● **THE REQUEST**: Return the lines that follow, exactly as they appear, from the first through the one containing "Arial, Helvetica, sans-serif'"; no pictures are to be included.

┌────────

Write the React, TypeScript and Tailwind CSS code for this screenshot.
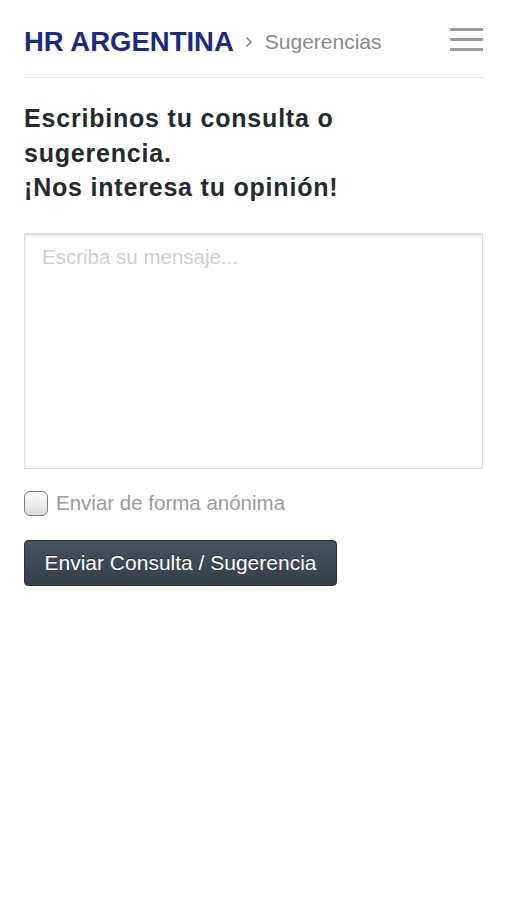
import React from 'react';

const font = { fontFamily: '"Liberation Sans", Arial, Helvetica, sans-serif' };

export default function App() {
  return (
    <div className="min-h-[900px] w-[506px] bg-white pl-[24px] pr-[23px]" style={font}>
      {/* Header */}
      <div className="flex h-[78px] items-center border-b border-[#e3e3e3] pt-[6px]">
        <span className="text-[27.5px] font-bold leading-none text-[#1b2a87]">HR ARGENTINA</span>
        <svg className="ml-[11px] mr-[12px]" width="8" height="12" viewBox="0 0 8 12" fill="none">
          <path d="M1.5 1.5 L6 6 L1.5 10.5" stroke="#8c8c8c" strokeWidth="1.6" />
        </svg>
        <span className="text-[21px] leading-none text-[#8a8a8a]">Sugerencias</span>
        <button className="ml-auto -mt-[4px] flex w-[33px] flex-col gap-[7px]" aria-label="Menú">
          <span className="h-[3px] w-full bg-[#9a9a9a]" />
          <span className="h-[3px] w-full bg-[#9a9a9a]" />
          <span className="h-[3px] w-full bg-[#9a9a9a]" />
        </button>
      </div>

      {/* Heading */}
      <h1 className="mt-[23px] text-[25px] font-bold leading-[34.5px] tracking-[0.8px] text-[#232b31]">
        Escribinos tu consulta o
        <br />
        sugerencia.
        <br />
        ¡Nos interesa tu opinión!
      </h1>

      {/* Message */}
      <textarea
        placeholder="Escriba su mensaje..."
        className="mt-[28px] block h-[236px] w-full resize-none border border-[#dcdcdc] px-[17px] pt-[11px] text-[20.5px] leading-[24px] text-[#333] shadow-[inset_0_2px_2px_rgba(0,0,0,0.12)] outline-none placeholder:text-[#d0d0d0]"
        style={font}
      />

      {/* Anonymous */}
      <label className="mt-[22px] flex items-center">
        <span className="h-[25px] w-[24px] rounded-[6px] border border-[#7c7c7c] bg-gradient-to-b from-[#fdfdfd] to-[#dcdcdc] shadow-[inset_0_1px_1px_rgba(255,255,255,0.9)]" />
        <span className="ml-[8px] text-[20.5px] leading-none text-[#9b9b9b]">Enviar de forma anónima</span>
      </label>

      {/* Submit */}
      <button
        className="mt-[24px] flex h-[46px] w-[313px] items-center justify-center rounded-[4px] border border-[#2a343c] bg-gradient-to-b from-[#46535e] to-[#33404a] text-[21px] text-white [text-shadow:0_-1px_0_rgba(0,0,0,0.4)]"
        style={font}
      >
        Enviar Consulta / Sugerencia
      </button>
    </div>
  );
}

└────────

● **CORRECT RESPONSE**:
Write the React, TypeScript and Tailwind CSS code for this screenshot.
import React from 'react';

const font = { fontFamily: '"Liberation Sans", Arial, Helvetica, sans-serif' };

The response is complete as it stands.